In October 2007, the U.S. Department of Education issued new guidelines for the collection, documentation and reporting of data on race and ethnicity, effective for all reporting by fall 2010.

How has St. Lawrence implemented the new guidelines?

A tri-partite ad-hoc committee met in spring 2008 to identify the next steps for reaching compliance with the new regulations. The committee recommended the following processes for employees and for students, trying to make the data collection as convenient as possible:

  • Employees were resurveyed in connection with the annual address update that the Human Resources Office collects each summer. Affirmative action forms and forms newly hired employees complete with Human Resources were revised to reflect the new race/ethnicity categories and put into place July 1, 2008.
  • Enrolled undergraduate students were resurveyed at the end of the fall 2008 semester through APR (eSaint). When students logged on to APR, the collection form (see below) automatically loaded for students who have not yet submitted this information. A similar process was devised for new incoming/readmitted students in spring and fall 2009 and spring 2010. Beginning with fall 2010, the information was carried over from the Common Application form that was revised to reflect the new race/ethnicity categories. Students with missing records will then be contacted.
  • The Education Department collects the new race/ethnicity information through the graduate application form.

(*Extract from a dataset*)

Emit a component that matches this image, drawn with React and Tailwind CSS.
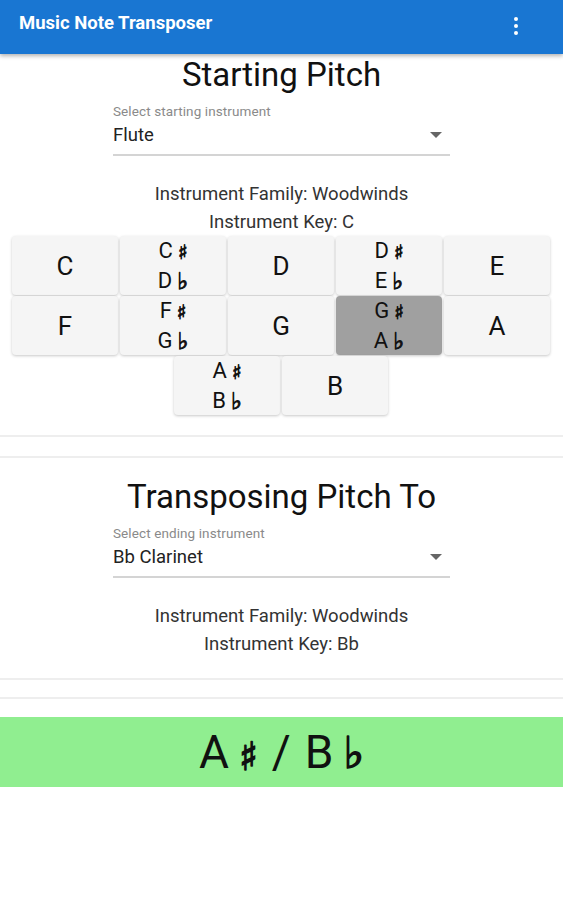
import React from "react";

const Sharp = () => (
  <span className="ml-[5px] inline-block align-[-1px] text-[0.9em] font-['DejaVu_Sans',sans-serif] [-webkit-text-stroke:0.9px_#111]">♯</span>
);
const Flat = () => (
  <span className="ml-[5px] inline-block align-[-1px] text-[1.05em] font-['DejaVu_Sans',sans-serif] [-webkit-text-stroke:0.9px_#111]">♭</span>
);

function NoteBtn({ a, b, selected }) {
  return (
    <div
      className={`flex h-[59px] w-[106px] flex-col items-center justify-center rounded-[4px] text-[#111] shadow-[0_1px_3px_rgba(0,0,0,0.22)] ${
        selected ? "bg-[#a0a0a0]" : "bg-[#f5f5f5]"
      }`}
    >
      {b ? (
        <>
          <div className="text-[22px] leading-[28px]">
            {a}
            <Sharp />
          </div>
          <div className="text-[22px] leading-[28px]">
            {b}
            <Flat />
          </div>
        </>
      ) : (
        <div className="text-[26px] leading-[28px]">{a}</div>
      )}
    </div>
  );
}

function Select({ label, value }) {
  return (
    <div className="mx-auto w-[337px]">
      <div className="text-[13.5px] leading-[16px] tracking-[0.1px] text-[#8a8a8a]">{label}</div>
      <div className="mt-[4px] flex h-[24px] items-center justify-between">
        <span className="text-[18.5px] leading-[24px] text-[#222]">{value}</span>
        <svg width="12" height="6" viewBox="0 0 10 5" className="mr-[8px]">
          <path d="M0 0 L10 0 L5 5 Z" fill="#666" />
        </svg>
      </div>
      <div className="mt-[7px] h-[2px] bg-[#d4d4d4]" />
    </div>
  );
}

function Info({ family, keyName }) {
  return (
    <div className="mt-[24px] text-center text-[18.5px] leading-[28px] text-[#333]">
      <div>Instrument Family: {family}</div>
      <div>Instrument Key: {keyName}</div>
    </div>
  );
}

const Divider = () => <div className="h-[2px] bg-[#eeeeee]" />;

export default function App() {
  const notes = [
    ["C"],
    ["C", "D"],
    ["D"],
    ["D", "E"],
    ["E"],
    ["F"],
    ["F", "G"],
    ["G"],
    ["G", "A", true],
    ["A"],
    ["A", "B"],
    ["B"],
  ];
  return (
    <div className="min-h-[900px] w-full bg-white font-['Roboto',sans-serif]">
      <div className="relative z-10 flex h-[54px] items-center justify-between bg-[#1976d2] pl-[19px] pr-[35px] shadow-[0_2px_4px_rgba(0,0,0,0.3)]">
        <div className="-mt-[6px] text-[18.5px] font-bold text-white">Music Note Transposer</div>
        <svg width="24" height="24" viewBox="0 0 24 24" className="-mt-[2px]">
          <circle cx="12" cy="5" r="2" fill="white" />
          <circle cx="12" cy="12" r="2" fill="white" />
          <circle cx="12" cy="19" r="2" fill="white" />
        </svg>
      </div>

      <div className="mt-[3px] text-center text-[33px] leading-[36px] text-[#111]">Starting Pitch</div>
      <div className="mt-[10px]">
        <Select label="Select starting instrument" value="Flute" />
      </div>
      <Info family="Woodwinds" keyName="C" />

      <div className="px-[12px]">
        <div className="flex w-[538px] flex-wrap justify-center gap-x-[2px] gap-y-[1px]">
          {notes.map((n, i) => (
            <NoteBtn key={i} a={n[0]} b={typeof n[1] === "string" ? n[1] : null} selected={n[2]} />
          ))}
        </div>
      </div>

      <div className="mt-[20px]">
        <Divider />
      </div>
      <div className="mt-[19px]">
        <Divider />
      </div>

      <div className="mt-[21px] text-center text-[33px] leading-[36px] text-[#111]">Transposing Pitch To</div>
      <div className="mt-[10px]">
        <Select label="Select ending instrument" value="Bb Clarinet" />
      </div>
      <Info family="Woodwinds" keyName="Bb" />

      <div className="mt-[20px]">
        <Divider />
      </div>
      <div className="mt-[17px]">
        <Divider />
      </div>

      <div className="mt-[18px] flex h-[70px] items-center justify-center bg-[#90ee90] text-[46px] text-[#111]">
        <span>
          A<span className="ml-[10px] inline-block align-[-2px] text-[0.85em] font-['DejaVu_Sans',sans-serif] [-webkit-text-stroke:1.5px_#111]">♯</span>
          <span className="mx-[14px]">/</span>B
          <span className="ml-[10px] inline-block align-[0px] text-[0.95em] font-['DejaVu_Sans',sans-serif] [-webkit-text-stroke:1.5px_#111]">♭</span>
        </span>
      </div>
    </div>
  );
}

What is new for the data collection?

  1. Institutions are required to use a two-part question when collecting racial/ethnic information, similar to how the Census collects data:
    Question 1. Select ethnicity: Hispanic or Latino (yes or no)
    Question 2. Check one or more racial categories
  2. The racial categories have been expanded from 4 to 5 races, separating the current category Asian/Pacific Islander" into two categories of "Asian" and "Native Hawaiian or Other Pacific Islander".
  3. Institutions are required to maintain detailed information on student and employee responses for at least 3 years (or until completion of any legal action involving these records).

What is new for the data reporting?

  1. For official reporting to the federal and the State Education Departments, institutions are required to report aggregate data using nine categories, where race will only be reported for individuals of non-Hispanic origin.
  2. For official reporting, the reporting of two or more races are allowed (in the past, these individuals had to be reported in the "unknown" category.) However, since the new data collection format encourages the reporting of multiple races, it is expected that more individuals will fall into the "two or more races" categories in the future than they have in the past.
  3. Institutions, however, might decide to summarize the information differently for internal purpose.